Many borrowers match the term length to their biggest liability. A 30-year term alongside a 30-year mortgage means the coverage runs out around the same time the debt does. By then, ideally, your kids are grown, your house is paid off, and your retirement accounts can carry your spouse.

How whole life insurance works

Whole life insurance is permanent. As long as you pay the premiums, the policy stays in force until you die, whether that happens at 55 or 105. Because a payout is essentially guaranteed rather than a possibility, the premium is dramatically higher.

Part of each premium funds the death benefit. Another part flows into a cash value account that grows at a guaranteed rate, often modest, in the low single digits. Over decades this cash value accumulates, and you can borrow against it or withdraw from it while you are alive.

The cash value is the feature agents emphasize, and it deserves scrutiny. In the early years, most of your premium goes to fees and the cost of insurance, so cash value builds slowly. It can take a decade or longer before the account holds a meaningful sum. If you cancel the policy early, you may walk away with far less than you paid in.

Where whole life makes sense

Whole life earns its place in narrower situations. If you have a lifelong dependent, such as a child with special needs who will need financial support after you are gone, permanent coverage guarantees a payout no matter when you die. Term would likely expire first and leave that dependent unprotected.

It also appears in estate planning. Wealthy families sometimes use whole life to cover estate taxes or to leave a guaranteed inheritance, since the death benefit passes to heirs tax-free. For high earners who have already maxed out retirement accounts, the tax-deferred cash value can serve as an additional shelter. These are specific cases, not general advice, and most people never reach them.

Term vs. whole life insurance: side by side

Feature Term life Whole life
Coverage length Fixed period (10 to 30 years) Entire lifetime
Premium cost Low High
Cash value None Builds over time
Premium stability Level during term Level for life
Payout certainty Only if you die during term Guaranteed if premiums paid
Best for Temporary income replacement Lifelong dependents, estate needs

The cost gap and what to do with it

The most useful way to weigh these two is to look at the price difference and ask what else that money could do. Suppose term costs you $40 a month and a comparable whole life policy costs $400. That is $360 a month, or $4,320 a year, that whole life ties up in a low-return cash value account.

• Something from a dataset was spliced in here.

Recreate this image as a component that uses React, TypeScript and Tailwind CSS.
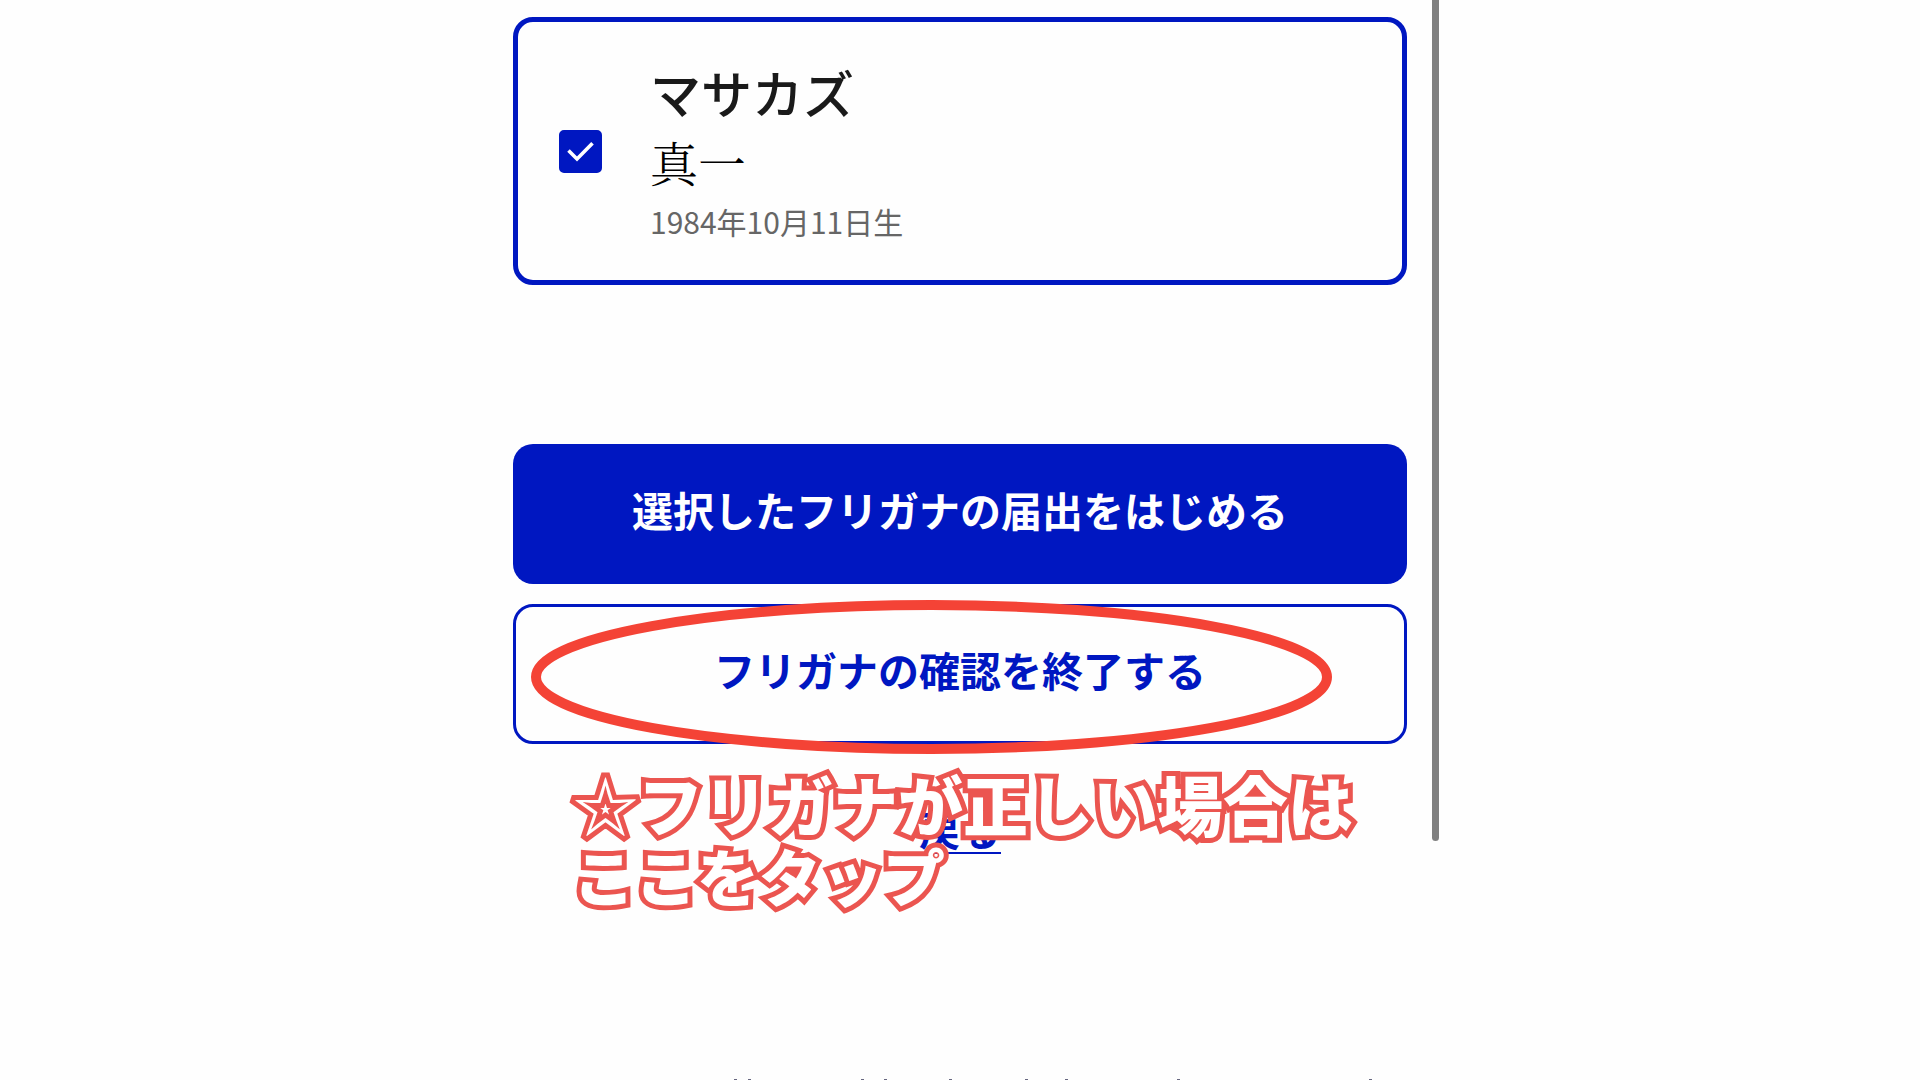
import { useState } from "react";

const TAPERS = [735, 749, 862, 885, 950, 1026, 1066, 1178, 1370];

function PersonCard() {
  const [checked, setChecked] = useState(true);

  return (
    <label
      htmlFor="person"
      className="flex cursor-pointer items-center gap-12 rounded-[20px] border-[5px] border-[#0017c1] py-[35px] pl-[41px] pr-10"
    >
      <span className="grid shrink-0 place-items-center">
        <input
          id="person"
          type="checkbox"
          checked={checked}
          onChange={(event) => setChecked(event.target.checked)}
          className="col-start-1 row-start-1 size-[43px] appearance-none rounded-[5px] border-2 border-[#0017c1] bg-white checked:bg-[#0017c1]"
        />
        {checked && (
          <svg
            viewBox="0 0 43 43"
            className="pointer-events-none col-start-1 row-start-1 size-[43px]"
            fill="none"
            stroke="white"
            strokeWidth="3.6"
            aria-hidden="true"
          >
            <path d="M9.5 20.5 18 29 33.5 13.2" />
          </svg>
        )}
      </span>
      <span className="flex flex-col">
        <span className="text-[51px] font-medium leading-[70px] text-[#1a1a1a]">マサカズ</span>
        <span className="font-['Noto_Serif_CJK_JP','Noto_Sans_CJK_JP',serif] text-[48px] font-light leading-[70px] text-black">
          真一
        </span>
        <span className="text-[30px] leading-[48px] text-[#666666]">1984年10月11日生</span>
      </span>
    </label>
  );
}

function Annotation() {
  return (
    <div className="pointer-events-none absolute inset-x-0 -top-1">
      <svg viewBox="0 0 894 156" className="block w-full" fill="none" aria-hidden="true">
        <ellipse cx="418.5" cy="77" rx="395.5" ry="72" stroke="#f44336" strokeWidth="10" />
      </svg>
      <p className="mt-[11px] whitespace-nowrap pl-[60px] font-black leading-[72px] text-white [paint-order:stroke_fill] [-webkit-text-stroke:10px_#eb5550]">
        <span className="block text-[65px]">☆フリガナが正しい場合は</span>
        <span className="block text-[62px]">ここをタップ</span>
      </p>
    </div>
  );
}

export default function App() {
  return (
    <div className="flex min-h-screen flex-col bg-[#fefefe] font-['Noto_Sans_CJK_JP',sans-serif]">
      <main className="relative mx-auto w-full max-w-[894px] pt-[17px]">
        <PersonCard />

        <div className="mt-[159px] flex flex-col gap-5">
          <button
            type="button"
            className="h-[140px] rounded-[20px] bg-[#0017c1] pb-2 text-[41px] font-bold text-white"
          >
            選択したフリガナの届出をはじめる
          </button>
          <div className="relative">
            <button
              type="button"
              className="h-[140px] w-full rounded-[20px] border-[3px] border-[#0017c1] bg-[#fefefe] pb-2 text-[41px] font-bold text-[#0017c1]"
            >
              フリガナの確認を終了する
            </button>
            <a
              href="#back"
              className="mx-auto mt-[54px] block w-fit text-[41px] font-bold leading-[60px] text-[#0017c1] underline decoration-2 underline-offset-[6px]"
            >
              戻る
            </a>
            <Annotation />
          </div>
        </div>

        {/* scroll thumb */}
        <div className="absolute -right-8 top-0 h-[841px] w-[7px] rounded-b-full bg-[#808080]" />
      </main>

      {/* upper edge of the next line, cut by the fold */}
      <svg viewBox="0 0 1920 1" className="mt-auto block w-full" aria-hidden="true">
        {TAPERS.map((x) => (
          <rect key={x} x={x - 1} y="0" width="3" height="1" fill="#66667f" />
        ))}
      </svg>
    </div>
  );
}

Financial advisors often suggest a strategy nicknamed “buy term and invest the difference.” You purchase cheap term coverage for the years you need protection, then invest the money you saved in a retirement account or index fund. Over a few decades, market returns have historically outpaced the guaranteed growth inside a whole life policy, though returns are never certain and past performance does not promise future results.

This approach works only if you actually invest the difference. If the extra cash disappears into everyday spending, the forced savings inside whole life might leave you better off than doing nothing. Be honest with yourself about which kind of saver you are.

Questions to ask before you decide

Before you sign anything, it may be worth working through a short checklist:

  • How long do people depend on my income? If the answer is a defined stretch, like until the kids finish college, term usually covers it for less.
  • Do I have a permanent dependent? A lifelong obligation points toward permanent coverage.
  • Am I using this as insurance or as an investment? Insurance and investing are usually cheaper and clearer when you keep them separate.
  • Can I afford the whole life premium for life? If a tight month forces you to drop the policy, you lose the coverage and much of the cash value.

Common mistakes to avoid

One frequent error is buying too little coverage because the premium looks nicer. A $100,000 policy sounds like a lot until you realize it barely replaces a year or two of income. Consider a death benefit that covers your outstanding debts plus several years of your household’s living expenses.

Another mistake is buying whole life young because an agent frames it as “locking in” a low rate. Yes, permanent premiums stay level, but you are locking in a much larger bill than term would ever charge. For most young families on a budget, a large term policy protects the people who need it without crowding out saving for retirement or an emergency fund.

A third pitfall is letting a policy lapse. Term is forgiving to cancel because there is no cash value to forfeit. Whole life punishes early exits, so only commit if you are confident you can carry the payment for decades.

Which one fits you

For the majority of people, term life insurance does the job at a fraction of the cost. It replaces your income during the years your family relies on it, and it frees up cash to build wealth elsewhere. Whole life insurance solves specific problems, lifelong dependents, estate taxes, and guaranteed legacies, that most households simply do not have.

Match the policy to the need rather than the sales pitch. If you want protection for a defined period, term almost always wins on value. If you have a permanent obligation that will outlive any term, permanent coverage may be worth the premium. Either way, compare quotes from several insurers, since pricing for identical coverage can differ meaningfully from one company to the next.